6 marca stacja TVN 24 wyemitowała reportaż "Franciszkańska 3" poświęcony kwestii tego, co ówczesny metropolita krakowski kard. Karol Wojtyła wiedział o przypadkach pedofilii wśród księży (lata 1964-1978). Opisane zostały w nim przypadki trzech księży: Bolesława Sadusia, Eugeniusza Surgenta i Józefa Loranca oraz reakcja na nie ówczesnego metropolity krakowskiego. W reportażu pojawiły się wypowiedzi holenderskiego dziennikarza Ekke Overbeeka, autora książki "Maxima Culpa. Co kościół ukrywa o Janie Pawle II".
9 marca Sejm przyjął uchwałę ws. obrony dobrego imienia św. Jana Pawła II, w której "zdecydowanie potępia medialną, haniebną nagonkę", której obiektem jest papież Jan Paweł II. Reportaż przyjęty został w większości przez opinię publiczną jako niewiarygodny, a 2 kwietnia przez całą Polskę przeszły marsze w obronie papieża Polaka.
Arcybiskup Stanisław Gądecki w słowie wielkanocnym odniósł się także do ataków na św. Jana Pawła II. "Są one nieuprawnione i nie mają żadnych wiarygodnych podstaw" – podkreślił.

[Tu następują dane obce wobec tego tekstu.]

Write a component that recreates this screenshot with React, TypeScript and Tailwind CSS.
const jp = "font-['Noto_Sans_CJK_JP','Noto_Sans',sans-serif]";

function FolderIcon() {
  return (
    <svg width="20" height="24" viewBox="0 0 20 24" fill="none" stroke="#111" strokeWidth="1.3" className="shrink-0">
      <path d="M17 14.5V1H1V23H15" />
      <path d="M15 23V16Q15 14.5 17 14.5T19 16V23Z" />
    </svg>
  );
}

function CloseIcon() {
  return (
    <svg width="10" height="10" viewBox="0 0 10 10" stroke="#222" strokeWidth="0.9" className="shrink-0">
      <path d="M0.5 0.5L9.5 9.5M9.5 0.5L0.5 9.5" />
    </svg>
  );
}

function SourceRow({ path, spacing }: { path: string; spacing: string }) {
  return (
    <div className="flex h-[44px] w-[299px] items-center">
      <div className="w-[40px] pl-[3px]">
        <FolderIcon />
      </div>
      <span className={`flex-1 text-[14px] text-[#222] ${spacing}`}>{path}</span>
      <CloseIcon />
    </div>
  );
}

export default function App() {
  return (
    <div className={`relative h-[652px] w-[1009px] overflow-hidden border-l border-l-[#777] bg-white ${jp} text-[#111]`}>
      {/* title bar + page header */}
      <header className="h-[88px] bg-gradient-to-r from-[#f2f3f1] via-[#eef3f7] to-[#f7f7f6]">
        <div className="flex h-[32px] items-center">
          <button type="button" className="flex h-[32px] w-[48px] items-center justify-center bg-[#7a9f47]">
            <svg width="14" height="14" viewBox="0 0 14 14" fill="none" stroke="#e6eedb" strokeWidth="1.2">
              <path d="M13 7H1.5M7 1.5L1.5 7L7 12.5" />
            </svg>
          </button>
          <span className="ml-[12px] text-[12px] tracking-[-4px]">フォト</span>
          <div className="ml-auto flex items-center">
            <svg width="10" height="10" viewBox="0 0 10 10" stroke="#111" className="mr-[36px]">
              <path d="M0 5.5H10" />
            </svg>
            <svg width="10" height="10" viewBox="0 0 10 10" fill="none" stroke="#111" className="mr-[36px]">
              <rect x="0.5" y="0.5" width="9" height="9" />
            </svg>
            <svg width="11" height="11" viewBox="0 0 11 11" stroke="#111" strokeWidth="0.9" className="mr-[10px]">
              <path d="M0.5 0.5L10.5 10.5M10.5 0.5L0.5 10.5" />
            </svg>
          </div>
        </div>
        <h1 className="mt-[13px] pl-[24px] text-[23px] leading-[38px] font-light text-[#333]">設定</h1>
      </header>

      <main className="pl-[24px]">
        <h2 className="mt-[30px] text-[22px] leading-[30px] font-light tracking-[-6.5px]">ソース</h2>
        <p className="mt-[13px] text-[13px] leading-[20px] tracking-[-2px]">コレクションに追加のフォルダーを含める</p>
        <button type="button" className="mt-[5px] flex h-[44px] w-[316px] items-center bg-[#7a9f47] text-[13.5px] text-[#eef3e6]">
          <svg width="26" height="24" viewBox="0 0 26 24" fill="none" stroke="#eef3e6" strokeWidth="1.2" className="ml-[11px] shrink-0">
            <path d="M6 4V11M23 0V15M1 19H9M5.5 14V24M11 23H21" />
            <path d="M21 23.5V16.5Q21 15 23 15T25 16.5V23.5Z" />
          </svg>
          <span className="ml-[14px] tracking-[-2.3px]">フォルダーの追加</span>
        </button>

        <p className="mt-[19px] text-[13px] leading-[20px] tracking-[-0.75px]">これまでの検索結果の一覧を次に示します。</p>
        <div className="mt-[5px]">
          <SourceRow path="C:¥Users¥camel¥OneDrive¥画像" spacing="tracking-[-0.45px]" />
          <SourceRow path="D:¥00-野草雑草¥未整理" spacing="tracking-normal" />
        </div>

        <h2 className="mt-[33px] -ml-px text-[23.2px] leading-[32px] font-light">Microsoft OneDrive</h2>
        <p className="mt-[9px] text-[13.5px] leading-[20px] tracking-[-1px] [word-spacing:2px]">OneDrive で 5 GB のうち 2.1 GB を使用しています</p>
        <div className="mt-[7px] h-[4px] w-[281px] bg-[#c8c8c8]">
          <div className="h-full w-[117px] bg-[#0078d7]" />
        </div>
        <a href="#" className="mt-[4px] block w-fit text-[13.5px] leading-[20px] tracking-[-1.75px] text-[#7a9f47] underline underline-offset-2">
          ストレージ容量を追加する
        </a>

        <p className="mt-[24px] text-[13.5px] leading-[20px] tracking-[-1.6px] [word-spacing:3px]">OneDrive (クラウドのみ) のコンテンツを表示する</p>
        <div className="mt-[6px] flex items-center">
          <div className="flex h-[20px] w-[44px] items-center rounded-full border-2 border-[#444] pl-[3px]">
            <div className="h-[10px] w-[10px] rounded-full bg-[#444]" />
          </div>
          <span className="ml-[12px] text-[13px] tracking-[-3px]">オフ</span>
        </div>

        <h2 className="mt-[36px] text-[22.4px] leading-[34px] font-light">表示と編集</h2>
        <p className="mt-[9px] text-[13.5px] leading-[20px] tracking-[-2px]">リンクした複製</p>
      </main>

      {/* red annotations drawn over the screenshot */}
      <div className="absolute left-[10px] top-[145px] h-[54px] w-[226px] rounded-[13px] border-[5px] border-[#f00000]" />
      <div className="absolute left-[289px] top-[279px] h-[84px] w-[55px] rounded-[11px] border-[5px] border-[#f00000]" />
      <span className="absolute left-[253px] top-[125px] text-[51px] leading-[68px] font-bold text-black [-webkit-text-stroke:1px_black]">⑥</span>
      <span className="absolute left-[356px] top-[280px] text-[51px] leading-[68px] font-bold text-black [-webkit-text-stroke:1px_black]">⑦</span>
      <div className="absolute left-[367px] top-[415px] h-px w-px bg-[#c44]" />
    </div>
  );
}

Autorzy niektórych publikacji dokonali wybiórczej analizy i zestawienia pojedynczych tekstów, próbując narzucić swoją narrację, niepopartą rzetelnymi opiniami i badaniami naukowymi. Wielu historyków skrytykowało takie łatwe wyciąganie jednoznacznych wniosków na podstawie wątpliwych materiałów źródłowych, a pracę dziennikarzy określiło jako nierzetelną
– powiedział hierarcha.
Zaznaczył, że "św. Jan Paweł II przez całe swoje życie bronił osób słabych, krzywdzonych i prześladowanych". "Taką postawę prezentował w latach młodości jako kapłan, biskup, kardynał i papież" – dodał.
Według abp Gądeckiego "wszelkie próby oczerniania go należy przyjąć ze spokojem, ale również ze stanowczą merytoryczną odpowiedzią opartą na faktach, które są bezsporne". Przypomniał, że działania w tym zakresie podjęła także Konferencja Episkopatu Polski. Zapowiedział, że "będą one kontynuowane".